SEPTUAGESIMOTERCERA ENTREGA
XXI
CONCLUSIÓN (4)
La fe no es la “confianza” en las verdades invisibles descubiertas por la razón. Tampoco es la “confianza” en las normas de vida proclamadas por los maestros y los libros santos. Una tal fe es sólo un conocimiento menos perfecto; ella da testimonio de la caída en el mismo sentido en que lo dan el tertium genus cognitionis de Spinoza o las verdades increadas de Leibniz. Si Dios significa que nada es imposible, entonces la fe significa que se ha puesto fin al reino de la Necesidad y de todos los “tú debes” petrificados que la Necesidad ha producido. No hay verdades; la aurora de la libertad asciende en el horizonte: ¡Oye Israel! Nuestro Señor y Dios es el único Dios. Y no hay pecado: Dios lo ha tomado a su cargo y lo ha aniquilado, y con él todo el mal que con el pecado se introdujo en el mundo. La filosofía especulativa “explica” el mal. Pero el mal explicado persiste. Y no sólo persiste, sino que se halla justificado en su necesidad y se transforma en principio eterno. La filosofía existencial traspasa los límites de las “explicaciones”; ve en ellas a su peor enemigo.

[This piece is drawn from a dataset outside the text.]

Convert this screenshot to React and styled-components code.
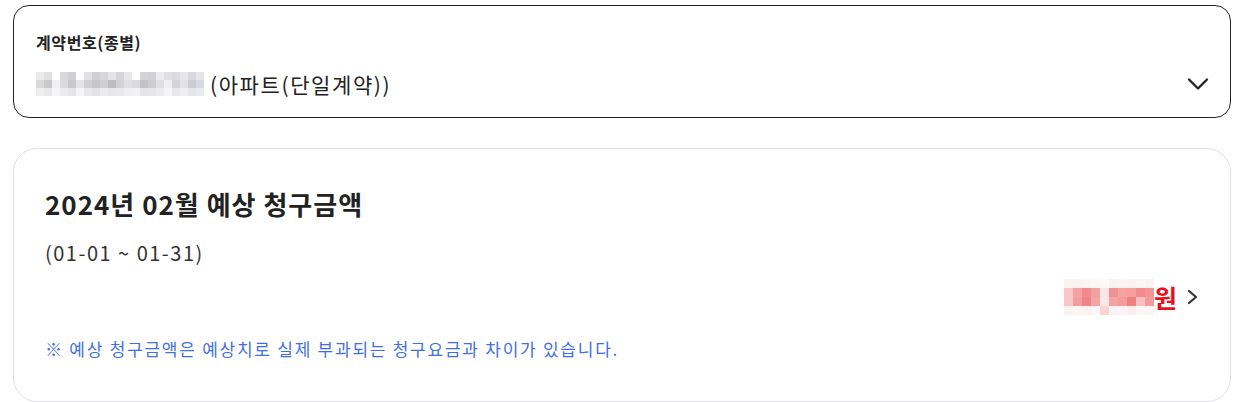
import React from 'react'
import styled, { createGlobalStyle } from 'styled-components'

const GlobalStyle = createGlobalStyle`
    body {
        margin: 0;
        background: #ffffff;
        font-family: "Noto Sans CJK KR", "Noto Sans", sans-serif;
        color: #222222;
    }
`

// pixelated placeholders for masked values
const grayRows = [
    'ebebeb e0e0e0 ffffff d8d8dc d0d0d4 ffffff e2e2e6 cfcfd4 d8d8dc e4e4e8 d6d6da e8e8ec ffffff d4d4d8 d0d0d6 ececf0 e0e0e4 dcdce0 e6e6ea d8d8e0 e4e4ea',
    'd8d8d8 c8c8c8 eef0f4 dadade c8c8cc e4e4e8 cfcfd4 c6c6cc d0d0d4 bcbcc2 d2d2d6 e0e0e4 dadade c2c2c8 ccccd2 e2dde0 f0f0f2 d4d4d8 e2e2e6 ccccd4 d8d8e2',
    'eeeeee e8e8e8 f4f4f6 ececee e6e6ea f4f4f6 e8e8ec e2e2e6 ececf0 e8e8ec eaeaee f0f0f2 f2f2f4 e4e4e8 e6e6ea ececee f4f4f6 e8e8ec eeeef0 e6e6ea eaeaf0'
]

const redRows = [
    'fdf2f2 fdf2f2 fcf4f4 fdf6f6 fef8f8 fdf2f2 fcf4f4 fdf2f2 fef6f6 fdf2f2',
    'f8c6c6 f3a3a4 f08a8c f3a0a2 fbe6e6 f09294 f4a2a4 f4a0a0 f08c90 f29598',
    'f8c8c8 f29ea0 f08486 f4a4a6 fde8e8 f4a2a4 f29c9e f08082 f8c0c0 f29a9c',
    'fdf2f2 fdf4f4 fcf2f2 fdf6f6 f8d4d4 fdf2f2 fcf4f4 fdeeee fdf6f6 fdf4f4'
]

const Mosaic = ({ rows, size }) => (
    <MosaicGrid>
        {rows.map((row, r) => (
            <MosaicRow key={r}>
                {row.split(' ').map((c, i) => (
                    <Cell key={i} size={size} style={{ background: `#${c}` }} />
                ))}
            </MosaicRow>
        ))}
    </MosaicGrid>
)

const ChevronDown = () => (
    <svg width="24" height="24" viewBox="0 0 24 24" fill="none" stroke="#222" strokeWidth="2.3" strokeLinecap="round" strokeLinejoin="round">
        <path d="M3 7.5l9 9 9-9" />
    </svg>
)

const ChevronRight = () => (
    <svg width="16" height="20" viewBox="0 0 16 20" fill="none" stroke="#333" strokeWidth="2.2" strokeLinecap="round" strokeLinejoin="round">
        <path d="M4 4l7 6-7 6" />
    </svg>
)

const App = () => {
    return (
        <Page>
            <GlobalStyle />
            <Select>
                <Label>계약번호(종별)</Label>
                <ValueRow>
                    <Value>
                        <Mosaic rows={grayRows} size={8} />
                        <span>(아파트(단일계약))</span>
                    </Value>
                    <ChevronDown />
                </ValueRow>
            </Select>

            <Card>
                <Title>2024년 02월 예상 청구금액</Title>
                <Period>(01-01 ~ 01-31)</Period>
                <AmountRow>
                    <Amount>
                        <Mosaic rows={redRows} size={9} />
                        <Won>원</Won>
                    </Amount>
                    <ChevronRight />
                </AmountRow>
                <Notice>※ 예상 청구금액은 예상치로 실제 부과되는 청구요금과 차이가 있습니다.</Notice>
            </Card>
        </Page>
    )
}

const Page = styled.div`
    display: flex;
    flex-direction: column;
    gap: 30px;
    padding: 5px 12px 0 13px;
    height: 402px;
    box-sizing: border-box;
    overflow: hidden;
`

const Select = styled.div`
    display: flex;
    flex-direction: column;
    gap: 18px;
    height: 114px;
    box-sizing: border-box;
    border: 1px solid #222222;
    border-radius: 16px;
    padding: 26px 20px 0 22px;
`

const Label = styled.div`
    font-size: 16px;
    font-weight: 700;
    letter-spacing: 0.6px;
    color: #222222;
    line-height: 20px;
`

const ValueRow = styled.div`
    display: flex;
    align-items: center;
    justify-content: space-between;
`

const Value = styled.div`
    display: flex;
    align-items: center;
    gap: 6px;
    font-size: 21px;
    letter-spacing: 1.6px;
    line-height: 28px;
    color: #222222;
`

const MosaicGrid = styled.div`
    display: flex;
    flex-direction: column;
`

const MosaicRow = styled.div`
    display: flex;
`

const Cell = styled.div`
    width: ${p => p.size}px;
    height: ${p => p.size}px;
`

const Card = styled.div`
    display: flex;
    flex-direction: column;
    border: 1px solid #e0e0e6;
    border-radius: 24px;
    padding: 37px 31px 40px 31px;
    flex: 1;
`

const Title = styled.div`
    font-size: 26px;
    font-weight: 700;
    letter-spacing: 1px;
    line-height: 36px;
    color: #222222;
`

const Period = styled.div`
    margin-top: 17px;
    font-size: 20px;
    letter-spacing: 1.5px;
    line-height: 28px;
    color: #333333;
`

const AmountRow = styled.div`
    display: flex;
    align-items: center;
    justify-content: flex-end;
    gap: 8px;
    margin-top: 12px;
    margin-right: -2px;
`

const Amount = styled.div`
    display: flex;
    align-items: center;
`

const Won = styled.span`
    font-size: 25px;
    font-weight: 700;
    color: #e8101a;
    line-height: 32px;
`

const Notice = styled.div`
    margin-top: 22px;
    font-size: 17px;
    letter-spacing: 1.75px;
    line-height: 24px;
    color: #3f6fe6;
`

export default App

No se mpuede “explicar” el mal; no se puede “aceptar” el mal y entenderse con él: sólo se puede y se debe exterminarlo.
Los libros y los diarios de Kierkegaard, todas sus expresiones directas e indirectas no son más que el relato ininterrumpido de la lucha desesperada, insensata, convulsiva, del hombre contra el pecado original y contra los horrores de la vida acarreados por el pecado. El pensamiento racional y la moral que lo protege (de los cuales viven y con los cuales se satisfacen los hombres) han acorralado a Kierkegaard, reduciéndolo a lo más terrible que hay: a la impotencia. Y así le fue dado conocer la impotencia en la forma más repugnante, más vergonzosa que pueda revestir en la tierra: cuando tocaba la mujer amada se transformaba en sombra, en fantasmas; peor aun: todo lo que tocaba, se transformaba en fantasma. Los frutos del árbol de la vida estaban prohibidos. En rigor, están prohibidos todos. Nadie puede alcanzarlos, pues la desesperación que había invadido el alma de Kierkegaard desde su juventud acecha en verdad a todos los hombres.
Pero esa misma desesperación permitió a Kierkegaard elevarse por encima del plano del pensamiento habitual. Entonces le fue revelado que su impotencia era también ilusoria. Más aun: en ciertos instantes la impotencia humana le parecía más inmediata, más tangiblemente ilusoria que la existencia. La impotencia era y no era: se revelaba a él como la angustia ante lo que no existe, ante lo increado, ante la Nada. La Nada que no existe se ha introducido en la vida como consecuencia del pecado, y con ello ha subyugado al hombre. La filosofía especulativa, alumbrada y aplastada por el pecado original, es incapaz de librarnos de la Nada. Por el contrario: la llama y la une al ser por medio de indisolubles vínculos. En la medida en que el conocimiento, en la medida en que la visión intelectual sigan siendo para nosotros la fuente de la verdad, la Nada será la maestra de la vida. Muy pocos son los que han experimentado esto de un modo tan directo y tan intenso como Kierkegaard. Y muy pocos son los que nos han hablado con tanta verdad acerca del pecado como impotencia de la voluntad. Por eso casi nadie ha sabido ni ha querido glorificar con el frenesí y con la exaltación con que Kierkegaard lo hizo a ese Absurdo que desbroza el camino de la fe. Kierkegaard no llegó a realizar “el movimiento de la fe”; su voluntad estaba paralizada, “desvanecida”. Pero odiaba y maldecía su impotencia con toda la pasión de que es capaz un hombre. ¿No consistirá en esto el primer “movimiento” de la fe? ¿No será esto ya la fe, la fe auténtica? Kierkegaard negó las verdades eternas e inmutables de la moral. Si la razón es la instancia suprema, Abraham está perdido, Job está perdido; puesto que la “inmutabilidad” ha impregnado las verdades increadas, ahogará en su mortal abrazo, como una monstruosa boa, todas las cosas vivientes, incluyendo entre ellas el propio Dios.